A horse and trap driven by Mr. Dan Crabtree of Eastwood knocked down Thomas Bentley, aged 10, of 47, Lob Mill. The offside wheel passed over the boy's head causing his death the following morning. The inquest jury brought in a verdict of accidental death.

 

13th January 1887

Walter Wood, aged 9, the son of John William Wood, a miller of Hallroyd, died from hydrophobia having been bitten by a stray dog about 7 weeks previously.

 

20th January 1887

Lawrence Mansergh, a cab driver of Hanging Ditch, was charged at Todmorden Petty Sessions with wife starvation and attempted murder. He was committed to Leeds Assizes. He was sentenced to two years hard labour. Whilst serving his sentence in Armley Jail, Leeds, Lawrence Mansergh tried to stop another prisoner from murdering fellow inmate James Edward Taylor. He was unsuccessful despite a great struggle. Mary Mansergh died on 5th January 1890 in the workhouse.

 

23rd March 1887

Beatrice Halstead, aged 3, of Hanging Ditch, died after being scratched by a cat.

 

22nd December 1892

At the White Hart Hotel Mr. J. Gledhill auctioned the following properties:

Shop & house at 10, York St. bought by Mr. S. E. Herbert the occupier for £960 Shop & house at 12 York St. bought by James Fielden of Roomfield Lane for £740

Shop & house at 14,York St. bought by Messrs.
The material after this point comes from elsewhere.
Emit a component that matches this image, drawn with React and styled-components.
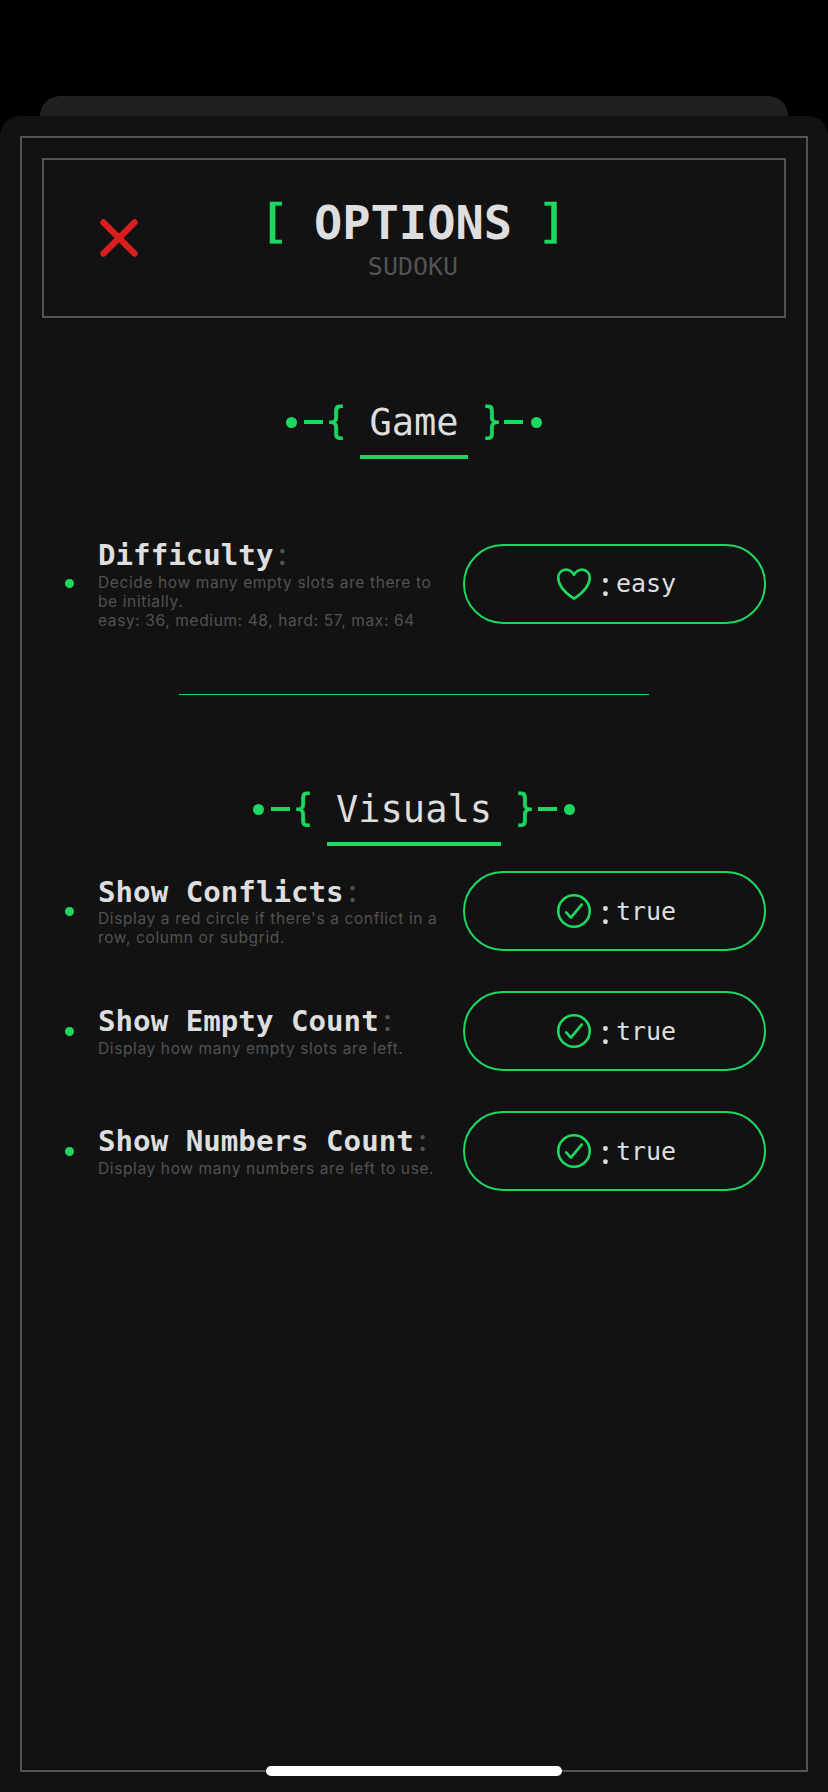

Salter & Salter the tenants for £576

2nd March 1896

In the case of an alleged starvation at Castle Street, an inquest was held at the Rose and Crown Inn at which the following verdict was agreed: “We the jurors say that Herbert Crabtree aged 9 weeks, son of Joseph and Jane Crabtree, died on 28th February 1896, and that his death was either caused or hastened by the gross and wilful neglect of the said Jane Crabtree, against whom we unanimously return a verdict of manslaughter.”

22nd August 1896

A cat belonging to Mr. J. Smith of Whiteplatts in Todmorden gave birth to a living kitten that had one head, two bodies, two tails and seven legs. The kitten only lived a few hours.